I knew I had to finish watching the movie and then five more in order to successfully complete my A Year in the Life of Bruce Willis project and I want to see this thing through to the bitter end so I persevered despite my visceral distaste for pretty much everything involving Haas’ monster of a mass murderer, which is pretty much half the film. 

Here’s the thing: Midnight in the Switchgrass is not supposed to be fun. It’s not supposed to be funny. It’s not even supposed to be particularly entertaining, unless you happen to be a sick fuck who gets off on seeing vulnerable sex workers being tortured and physically and emotionally abused. 

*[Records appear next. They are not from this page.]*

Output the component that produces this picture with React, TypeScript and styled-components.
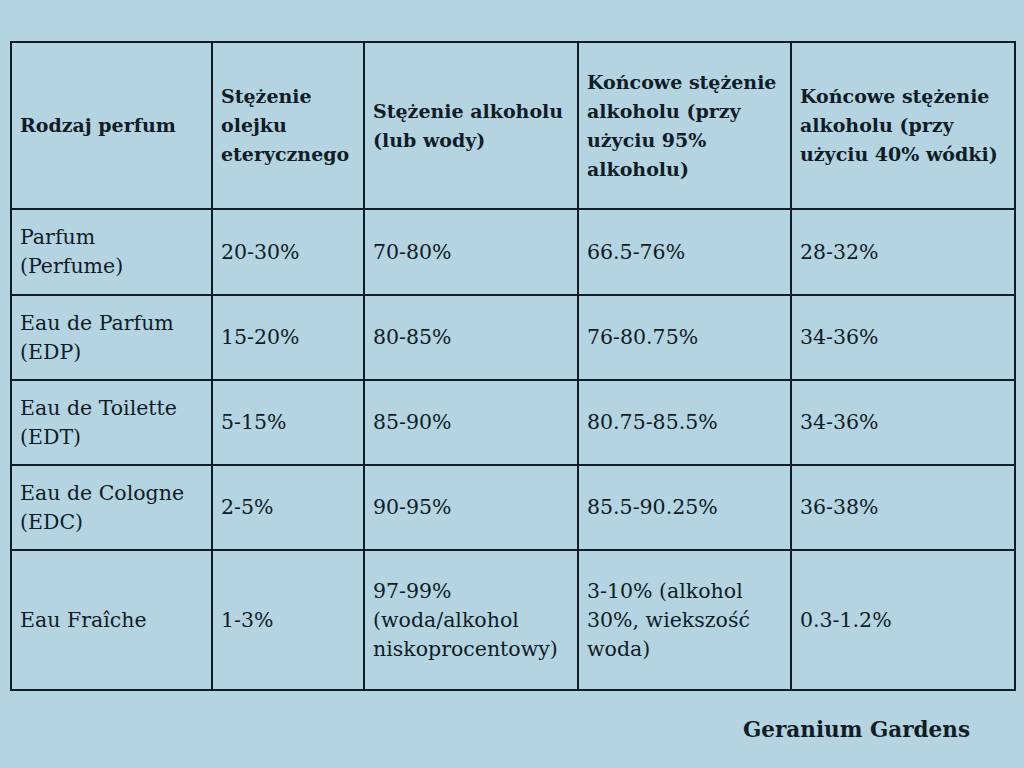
import styled, { createGlobalStyle } from 'styled-components';

const GlobalStyle = createGlobalStyle`
  html, body {
    margin: 0;
    padding: 0;
    background: #b3d4e0;
  }
  body {
    font-family: 'DejaVu Serif', 'Liberation Serif', serif;
    color: #101c26;
  }
`;

const COLUMNS = [201, 152, 214, 213, 224];
const HEADERS = [
  'Rodzaj perfum',
  'Stężenie olejku eterycznego',
  'Stężenie alkoholu (lub wody)',
  'Końcowe stężenie alkoholu (przy użyciu 95% alkoholu)',
  'Końcowe stężenie alkoholu (przy użyciu 40% wódki)',
];

const ROWS: { height: number; cells: string[] }[] = [
  { height: 86, cells: ['Parfum (Perfume)', '20-30%', '70-80%', '66.5-76%', '28-32%'] },
  { height: 85, cells: ['Eau de Parfum (EDP)', '15-20%', '80-85%', '76-80.75%', '34-36%'] },
  { height: 85, cells: ['Eau de Toilette (EDT)', '5-15%', '85-90%', '80.75-85.5%', '34-36%'] },
  { height: 85, cells: ['Eau de Cologne (EDC)', '2-5%', '90-95%', '85.5-90.25%', '36-38%'] },
  {
    height: 140,
    cells: [
      'Eau Fraîche',
      '1-3%',
      '97-99% (woda/alkohol niskoprocentowy)',
      '3-10% (alkohol 30%, wiekszość woda)',
      '0.3-1.2%',
    ],
  },
];

export default function App() {
  return (
    <Page>
      <GlobalStyle />
      <Table>
        <colgroup>
          {COLUMNS.map((w, i) => (
            <col key={i} style={{ width: w }} />
          ))}
        </colgroup>
        <thead>
          <Row $height={167}>
            {HEADERS.map((h, i) => (
              <HeadCell key={i}>{h}</HeadCell>
            ))}
          </Row>
        </thead>
        <tbody>
          {ROWS.map((row, r) => (
            <Row key={r} $height={row.height}>
              {row.cells.map((c, i) => (
                <Cell key={i}>{c}</Cell>
              ))}
            </Row>
          ))}
        </tbody>
      </Table>
      <Footer>Geranium Gardens</Footer>
    </Page>
  );
}

const Page = styled.div`
  width: 1024px;
  height: 768px;
  box-sizing: border-box;
  padding: 41px 10px 0 10px;
  display: flex;
  flex-direction: column;
`;

const Table = styled.table`
  width: 1004px;
  table-layout: fixed;
  border-collapse: collapse;
  border: 2px solid #101c26;
`;

const Row = styled.tr<{ $height: number }>`
  height: ${(p) => p.$height}px;
`;

const Cell = styled.td`
  border: 2px solid #101c26;
  padding: 0 7px 0 8px;
  vertical-align: middle;
  font-size: 20.5px;
  line-height: 29px;
  font-weight: 400;
  text-align: left;
`;

const HeadCell = styled(Cell).attrs({ as: 'th' })`
  font-size: 19px;
  font-weight: 700;
`;

const Footer = styled.div`
  align-self: flex-end;
  margin: 26px 44px 0 0;
  font-size: 21.5px;
  font-weight: 700;
`;
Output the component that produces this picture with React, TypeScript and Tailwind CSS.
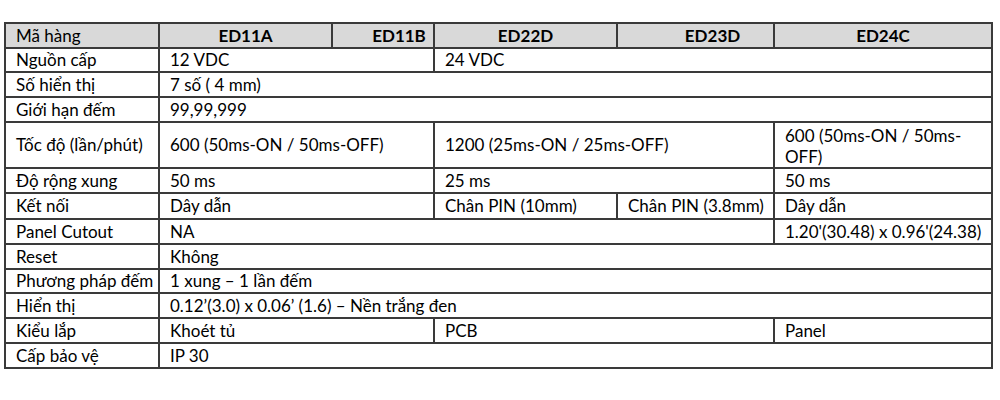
import React from "react";

type Cell = { t: React.ReactNode; span?: number; cls?: string };
type Row = { h: number; cells: Cell[] };

const rows: Row[] = [
  { h: 24, cells: [{ t: "Nguồn cấp" }, { t: "12 VDC", span: 2 }, { t: "24 VDC", span: 3 }] },
  { h: 25, cells: [{ t: "Số hiển thị" }, { t: "7 số ( 4 mm)", span: 5 }] },
  { h: 25, cells: [{ t: "Giới hạn đếm" }, { t: "99,99,999", span: 5 }] },
  {
    h: 45,
    cells: [
      { t: "Tốc độ (lần/phút)" },
      { t: "600 (50ms-ON / 50ms-OFF)", span: 2 },
      { t: "1200 (25ms-ON / 25ms-OFF)", span: 2 },
      {
        t: (
          <>
            600 (50ms-ON / 50ms-
            <br />
            OFF)
          </>
        ),
        cls: "leading-[21px] pt-[2px]",
      },
    ],
  },
  { h: 25, cells: [{ t: "Độ rộng xung" }, { t: "50 ms", span: 2 }, { t: "25 ms", span: 2 }, { t: "50 ms" }] },
  {
    h: 26,
    cells: [
      { t: "Kết nối" },
      { t: "Dây dẫn", span: 2 },
      { t: "Chân PIN (10mm)" },
      { t: "Chân PIN (3.8mm)" },
      { t: "Dây dẫn" },
    ],
  },
  { h: 25, cells: [{ t: "Panel Cutout" }, { t: "NA", span: 4 }, { t: "1.20'(30.48) x 0.96'(24.38)" }] },
  { h: 25, cells: [{ t: "Reset" }, { t: "Không", span: 5 }] },
  { h: 24, cells: [{ t: "Phương pháp đếm" }, { t: "1 xung – 1 lần đếm", span: 5 }] },
  { h: 25, cells: [{ t: "Hiển thị" }, { t: "0.12’(3.0) x 0.06’ (1.6) – Nền trắng đen", span: 5 }] },
  { h: 25, cells: [{ t: "Kiểu lắp" }, { t: "Khoét tủ", span: 2 }, { t: "PCB", span: 2 }, { t: "Panel" }] },
  { h: 25, cells: [{ t: "Cấp bảo vệ" }, { t: "IP 30", span: 5 }] },
];

const td = "border-2 border-[#3a3a3a] pl-[10px] pr-1 py-0 align-middle whitespace-nowrap";
const th = "border-2 border-[#3a3a3a] bg-[#d9d9d9] font-bold py-0 align-middle";

export default function App() {
  return (
    <div
      className="w-[1000px] h-[400px] bg-white pt-[22px] pl-[4px] text-black text-[17px] leading-[22px]"
      style={{ fontFamily: "Lato, 'Open Sans', sans-serif" }}
    >
      <table className="border-collapse table-fixed w-[989px]">
        <colgroup>
          <col className="w-[154px]" />
          <col className="w-[173px]" />
          <col className="w-[102px]" />
          <col className="w-[183px]" />
          <col className="w-[157px]" />
          <col className="w-[218px]" />
        </colgroup>
        <thead>
          <tr className="h-[25px]">
            <th className={`${th} text-left pl-[10px] font-normal`}>Mã hàng</th>
            <th className={`${th} text-center`}>ED11A</th>
            <th className={`${th} text-center pl-[32px]`}>ED11B</th>
            <th className={`${th} text-center`}>ED22D</th>
            <th className={`${th} text-center pl-[34px]`}>ED23D</th>
            <th className={`${th} text-center`}>ED24C</th>
          </tr>
        </thead>
        <tbody>
          {rows.map((r, i) => (
            <tr key={i} style={{ height: r.h }}>
              {r.cells.map((c, j) => (
                <td key={j} colSpan={c.span} className={`${td} ${c.cls ?? ""}`}>
                  {c.t}
                </td>
              ))}
            </tr>
          ))}
        </tbody>
      </table>
    </div>
  );
}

I don’t want to virtue signal or anything, but I don’t get off on that kind of sick shit. I prefer non-sick shit like It’s a Mad, Mad, Mad, Mad World to the point where it is physically hard for me to even watch this kind of ugliness and brutality. 

Midnight in the Switchgrass is supposed to be disturbing and viscerally unnerving. It succeeds wildly in that respect thanks largely to Haas’ skin-crawling turn as the worst, most vicious person in the history of the world. It’s perversely dedicated to being as unpleasant as humanly possible. It’s even bleaker than a lurid psychodrama about someone known as the Truck Stop Killer has any right to be. 

After watching Midnight in the Switchgrass, I felt like I had to take a long, hot shower to purge myself of its all-consuming scuzziness. Haas dominates the proceedings to the point that I forgot that Willis was even in the movie for extended stretches and that’s the whole reasons I’m subjecting myself to these abominations. 

There was a time when Willis wouldn’t even think of lowering himself to appearing in this kind of lurid trash yet it towers over the rest of Willis’ 2021 output in star-power and visibility, in the sense that some people seem vaguely aware that the movie exists, which is more than can be said of the other six movies he made that year of furious productivity. 

Machine Gun Kelly represents a big step up from the rest of Willis’ 2021 costars. 

Don’t watch Midnight in the Switchgrass. It’s no damn fun at all and Willis is barely in it. Instead do yourself a favor and re-watch It’s a Mad, Mad, Mad, Mad World. I know some people say it’s over-rated, heavy-handed, not funny and that Stanley Kramer was the worst possible director for the material but I think it holds up. 

It’s a Mad, Mad, Mad, Mad World is twice as long as Midnight in the Switchgrass but it nevertheless feels much shorter than this dour dud.